Sample repository of my data science, process automation and other work in Python.
The PCA-research_paper folder contains some samples from the research paper I co-authored titled "A Spectral Decomposition of the Credit Default Swap Indices" (submitted to Physica A on July 13 2019, available: https://papers.ssrn.com/sol3/papers.cfm?abstract_id=3419188)
We utilized PCA to make significant imporvements to hedging credit portfolios versus the market-standard CDS index hedge which is traded above 1TRN dollars per day. Besides the machine learning part, the project included a significant database excercise to create the source database, bring together the required views and make sure data issues are addressed.
-
cds_pca.py: the main PCA calculation file that does the backbone calculation for the paper. Main Python libraries used: Pandas, Numpy, Scypy, Sklearn. The code connects to a local MSSql DB to query data based on a predefined menu, processes it using the appropriate PCA methodology and outputs it into Excel spreadsheets.
-
pl_plot.py: plotting the profit/loss standard deviation of the index VS the portfolios resulted from the PCA runs. Link to sample picture.
-
pl_dist_plot.py: plotting the profit/loss disctribution of the PCA index vs the names in each PCA runs. Main Python libraries used: Matplotlib, Seaborn
This was project to predict which deals will close for the given year based on Salesforce data attributes of the opportunities. The complexity came from the poor data quality of the source data which requried significant data engineering. We ended up deriving attributes based on activity and milestone history which proved to be the only reliable data source. We ran different machine learning methods and imporved forecasting on the annual sales of the company. (This code is company confidential.)

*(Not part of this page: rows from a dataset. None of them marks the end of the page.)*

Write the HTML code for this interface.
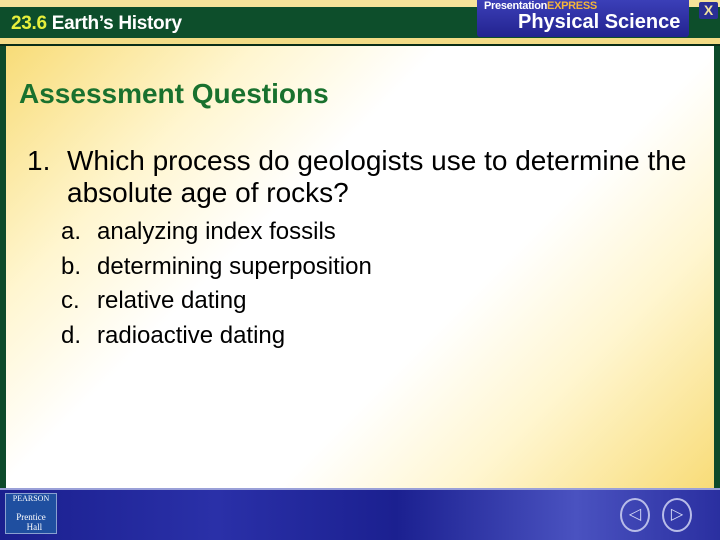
<!DOCTYPE html>
<html><head><style>
body{margin:0;width:720px;height:540px;overflow:hidden;position:relative;background:#0d4a2a;font-family:"Liberation Sans",Arial,sans-serif}
.a{position:absolute;white-space:nowrap}
</style></head><body>
<div class="a" style="left:0;top:0;width:720px;height:7px;background:#f6e39a"></div>
<div class="a" style="left:0;top:7px;width:720px;height:31px;background:#0d4e2b"></div>
<div class="a" style="left:0;top:38px;width:720px;height:6px;background:#f3dc86"></div>
<div class="a" style="left:0;top:44px;width:720px;height:2px;background:#0a2e18"></div>
<div class="a" style="left:11px;top:13px;font-size:19px;font-weight:bold;color:#fff;letter-spacing:-0.3px"><span style="color:#e6ef3c">23.6</span> Earth’s History</div>
<div class="a" style="left:477px;top:0;width:212px;height:37px;background:linear-gradient(#3b3fb8,#23238f);border-radius:0 0 3px 3px"></div>
<div class="a" style="left:484px;top:0;font-size:11px;font-weight:bold;color:#fff;letter-spacing:-0.3px">Presentation<span style="color:#f3b53a">EXPRESS</span></div>
<div class="a" style="left:518px;top:11px;font-size:20px;font-weight:bold;color:#fff">Physical Science</div>
<div class="a" style="left:699px;top:2px;width:19px;height:17px;background:#2a2f95;border-radius:2px;color:#f1e3a0;font-weight:bold;font-size:14px;text-align:center;line-height:17px">X</div>
<div class="a" style="left:6px;top:46px;width:708px;height:442px;background:linear-gradient(135deg,#f8dc78 0%,#fff6d0 22%,#ffffff 38%,#ffffff 62%,#fff6d0 78%,#f8dc78 100%)"></div>
<div class="a" style="left:19px;top:78px;font-size:28px;font-weight:bold;color:#19712e">Assessment Questions</div>
<div class="a" style="left:27px;top:145px;font-size:28px;color:#000;line-height:32px">1.</div>
<div class="a" style="left:67px;top:145px;font-size:28px;color:#000;line-height:32px">Which process do geologists use to determine the<br>absolute age of rocks?</div>
<div class="a" style="left:61px;top:215px;font-size:24px;color:#000;line-height:34.6px">a.<br>b.<br>c.<br>d.</div>
<div class="a" style="left:97px;top:215px;font-size:24px;color:#000;line-height:34.6px">analyzing index fossils<br>determining superposition<br>relative dating<br>radioactive dating</div>
<div class="a" style="left:0;top:488px;width:720px;height:52px;background:linear-gradient(90deg,#1a1f8e,#2a30a8 30%,#1b2090 55%,#4a52c0 80%,#2a2fa0);border-top:2px solid #9aa0d8;box-sizing:border-box"></div>
<div class="a" style="left:5px;top:493px;width:52px;height:41px;background:#1f4fa0;border:1px solid #8aa0d0;box-sizing:border-box;color:#fff;font-family:'Liberation Serif',serif;font-size:8px;text-align:center">PEARSON<div style="font-size:9px;margin-top:9px">Prentice<br>&nbsp;&nbsp;&nbsp;Hall</div></div>
<div class="a" style="left:620px;top:498px;width:30px;height:34px;border:2px solid #b8bce8;border-radius:50%;box-sizing:border-box;color:#d8dcf8;font-size:16px;text-align:center;line-height:30px">◁</div>
<div class="a" style="left:662px;top:498px;width:30px;height:34px;border:2px solid #b8bce8;border-radius:50%;box-sizing:border-box;color:#d8dcf8;font-size:16px;text-align:center;line-height:30px">▷</div>
</body></html>
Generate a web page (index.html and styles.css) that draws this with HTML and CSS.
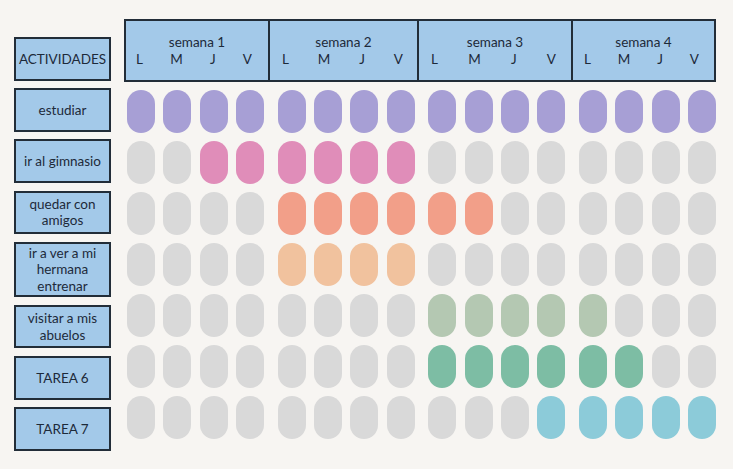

Fun experiment to calculate ELO score - used mainly in chess to compare players from different eras based on the strenght of their opponents they played - to make a quantitative argument of who is the greatest mens tennis player all time (GOAT). Jupyter notebook with the results is available here.
Spoiler alert: the first two players on the list are still going strong...
Python application to automate internal compliance process. Over 200 clients are sending back compliance reports in a predefined excel format that used to be processed manually by a 3-person team for 2 weeks. The application imports all xls files from the source folder and outputs the processed results into an output spreadsheet. This reduced manual processing time from 240 manhours to minutes of computing time. (This code is company confidential.)
The objective here was to automate a laborous manual process to extract Salesforce data into different spreadsheets per customer so that account managers can provide information per client; then automatically import the feedbak to Salesforce once the results are sent back. The application can directly import data from Salesforce via API or also read from xls.
With the above application weeks of manual work taking place semi-annually has been automated. (This code is company confidential.)